■ **Brief**
Please set down all the lines beneath this one exactly, without the pictures.

■ **Available data**
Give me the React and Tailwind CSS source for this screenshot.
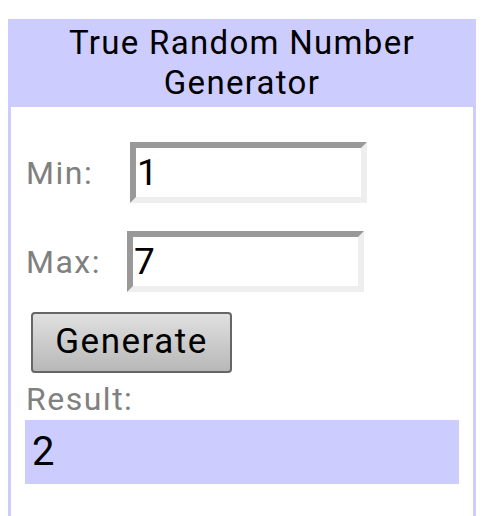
import { useState } from "react";

export default function App() {
  const [min, setMin] = useState("1");
  const [max, setMax] = useState("7");
  const [result, setResult] = useState(2);

  const generate = () => {
    const lo = parseInt(min, 10) || 0;
    const hi = parseInt(max, 10) || 0;
    setResult(lo + Math.floor(Math.random() * (hi - lo + 1)));
  };

  const inputClass =
    "h-[61px] w-[237px] border-[6px] border-t-[#999] border-l-[#999] border-b-[#eee] border-r-[#eee] bg-white px-px text-[37px] leading-none text-black outline-none";

  return (
    <div className="min-h-screen bg-white px-2 pt-[19px] font-['Roboto','Liberation_Sans',sans-serif]">
      <div className="min-h-[497px] border-x-[3px] border-[#ccccff]">
        {/* Header */}
        <h1 className="-mx-[3px] bg-[#ccccff] pt-[4px] pb-[4px] text-center text-[33px] leading-[40px] tracking-[1.3px] text-black">
          True Random Number
          <br />
          Generator
        </h1>

        <div className="px-[14px] pt-[35px]">
          <div className="flex items-center">
            <span className="w-[105px] pl-px text-[32px] tracking-[1.5px] text-[#808080]">Min:</span>
            <input
              type="text"
              value={min}
              onChange={(e) => setMin(e.target.value)}
              className={inputClass}
            />
          </div>

          <div className="mt-[28px] flex items-center">
            <span className="w-[102px] pl-px text-[32px] tracking-[1.5px] text-[#808080]">Max:</span>
            <input
              type="text"
              value={max}
              onChange={(e) => setMax(e.target.value)}
              className={inputClass}
            />
          </div>

          <button
            onClick={generate}
            className="mt-[20px] ml-[6px] h-[61px] w-[201px] rounded-[4px] border-2 border-[#666] bg-gradient-to-b from-[#e0e0e0] to-[#b8b8b8] text-[35px] tracking-[1.5px] text-black"
          >
            Generate
          </button>

          <div className="mt-[8px] pl-px text-[32px] leading-[36px] tracking-[1.5px] text-[#808080]">
            Result:
          </div>
          <div className="mt-[3px] flex h-[64px] items-center bg-[#ccccff] px-[7px] text-[40px] text-black">
            {result}
          </div>
        </div>
      </div>
    </div>
  );
}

■ **Worked solution**
Give me the React and Tailwind CSS source for this screenshot.
import { useState } from "react";

export default function App() {
  const [min, setMin] = useState("1");
  const [max, setMax] = useState("7");
  const [result, setResult] = useState(2);

  const generate = () => {
    const lo = parseInt(min, 10) || 0;
    const hi = parseInt(max, 10) || 0;
    setResult(lo + Math.floor(Math.random() * (hi - lo + 1)));
  };

  const inputClass =
    "h-[61px] w-[237px] border-[6px] border-t-[#999] border-l-[#999] border-b-[#eee] border-r-[#eee] bg-white px-px text-[37px] leading-none text-black outline-none";

  return (
    <div className="min-h-screen bg-white px-2 pt-[19px] font-['Roboto','Liberation_Sans',sans-serif]">
      <div className="min-h-[497px] border-x-[3px] border-[#ccccff]">
        {/* Header */}
        <h1 className="-mx-[3px] bg-[#ccccff] pt-[4px] pb-[4px] text-center text-[33px] leading-[40px] tracking-[1.3px] text-black">
          True Random Number
          <br />
          Generator
        </h1>

        <div className="px-[14px] pt-[35px]">
          <div className="flex items-center">
            <span className="w-[105px] pl-px text-[32px] tracking-[1.5px] text-[#808080]">Min:</span>
            <input
              type="text"
              value={min}
              onChange={(e) => setMin(e.target.value)}
              className={inputClass}
            />
          </div>

          <div className="mt-[28px] flex items-center">
            <span className="w-[102px] pl-px text-[32px] tracking-[1.5px] text-[#808080]">Max:</span>
            <input
              type="text"
              value={max}
              onChange={(e) => setMax(e.target.value)}
              className={inputClass}
            />
          </div>

          <button
            onClick={generate}
            className="mt-[20px] ml-[6px] h-[61px] w-[201px] rounded-[4px] border-2 border-[#666] bg-gradient-to-b from-[#e0e0e0] to-[#b8b8b8] text-[35px] tracking-[1.5px] text-black"
          >
            Generate
          </button>

          <div className="mt-[8px] pl-px text-[32px] leading-[36px] tracking-[1.5px] text-[#808080]">
            Result:
          </div>
          <div className="mt-[3px] flex h-[64px] items-center bg-[#ccccff] px-[7px] text-[40px] text-black">
            {result}
          </div>
        </div>
      </div>
    </div>
  );
}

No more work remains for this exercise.